One graduating senior with a camera, 10 groups of college students and dozens of experiences captured to portray the ultimate college Friday night.
On April 10, filmmaker Shyam Madhav stopped in Eugene on his tour across the country to share his film, “Goodnight College.” The University Film Organization screened the film in Allen Hall, followed by a short Q&A with its creator.
The film is an ode to the unpredictability of young adulthood and how friendships formed in school create some of the best memories. Shot over the course of various weekend nights during his senior year spring semester, Madhav shared a glimpse into his life as a student at University of Texas at Austin for his capstone project. Now, he’s bringing it to campuses far from home.
“Goodnight College” is a feature-length film that follows the course of an entire night from sunrise to sunset, but it is actually a compilation from several Fridays edited together. Madhav filmed over the course of his final semester, saying he used the time to follow “a bunch of different, unique pockets of student life that tries to capture the whole experience of what (he) found special about college.”
He follows a wide array of characters, including a group of senior friends, the UT Austin men’s ice hockey team, a radio DJ and an improv troupe. Some of the subjects were Madhav’s personal friends, but others were the result of cold calls and sheer luck. “I basically just filmed friends and just like reached out to different organizations to make something that created a time capsule, like all the sort of sporadic moments that you kind of only find at this time of your life,” he said.
Sharing different perspectives of what a typical Friday night might look like was essential. The cuts between the improv troupe’s lighthearted performance were juxtaposed with shots from a violent ice hockey game. The large co-op party transitioned into a scene of the four senior friends grabbing a bite from a food truck. None of it feels out of place, rather, a reflection of how college looks different for everyone.
The film is shot documentary style, and luckily, following around non-actors wasn’t a challenge. Madhav said that funny or heartwarming scenes manifested naturally. Although there wasn’t as much narrative control as there would be for a scripted piece, things seemed to fall into place.
He was the only crew member, except when he was intermittently joined by a friend to record sound. This seemed to be an effective approach, as the subjects seldom acknowledge the camera. Whenever they do, the camera becomes somewhat of a character, placing the viewer right in the story like they were another peer.

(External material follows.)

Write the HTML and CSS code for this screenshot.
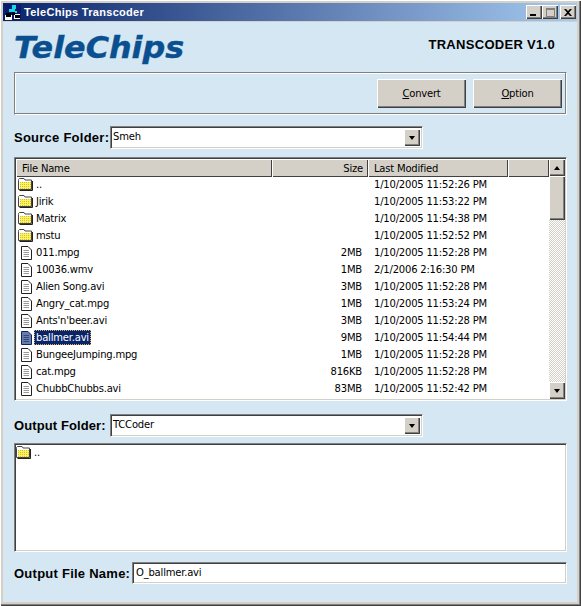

There were a few bumps in the road, a standout being a moment toward the end when the seniors get kicked out of a pool by a security guard for filming and drinking, but Madhav recognized it as extra “added stakes to it in a funny, short way.”

When he graduated with a finished film under his belt, Madhav posted “Goodnight College” to YouTube and submitted it to several film festivals. But it felt like something was missing. For the next two years, he shaped it into something he would be proud to share on campuses across the country.
“I knew that I made it for people who could connect with that college experience,” he said. “It’s been a blast being able to meet all the people, and then laugh and talk about it after.”
University Film Organization’s President Charliee Hines believes that screening this film was a unique and necessary opportunity to share a different perspective with student filmmakers. To Hines’ recollection, this is the first time that the organization has ever screened a non-UO student filmmaker’s project. Hosting this type of event was new, but it was the perfect way to teach students that filmmaking is not a constricted art form, genre or style-wise.
“I feel like, considering that a lot of our guest speakers are narrative, having someone who was a student who did a documentary and won best feature for it is definitely an inspiring thing,” Hines said. “I feel like students will take that as like, okay, ‘I don’t have to go the narrative route,’ but they can do something that they love.”
“Goodnight College” isn’t representative of each and every unique student’s college experience, but some things are just universal: an elaborate handshake created as freshmen that is muscle memory by senior year, or meeting an eccentric stranger at the corner store. Sometimes the little moments are the most precious.
“Get ready at least to say goodbye to this time of your life and sort of have closure,” Madhav said about how seniors should approach the coming weeks. “I look back with a little bit of fondness and maybe that helps me sort of be able to appreciate it as a whole thing, you know?”
The University Film Organization will be hosting its tenth annual student film festival on May 29, and “Goodnight College” is free to watch on Youtube.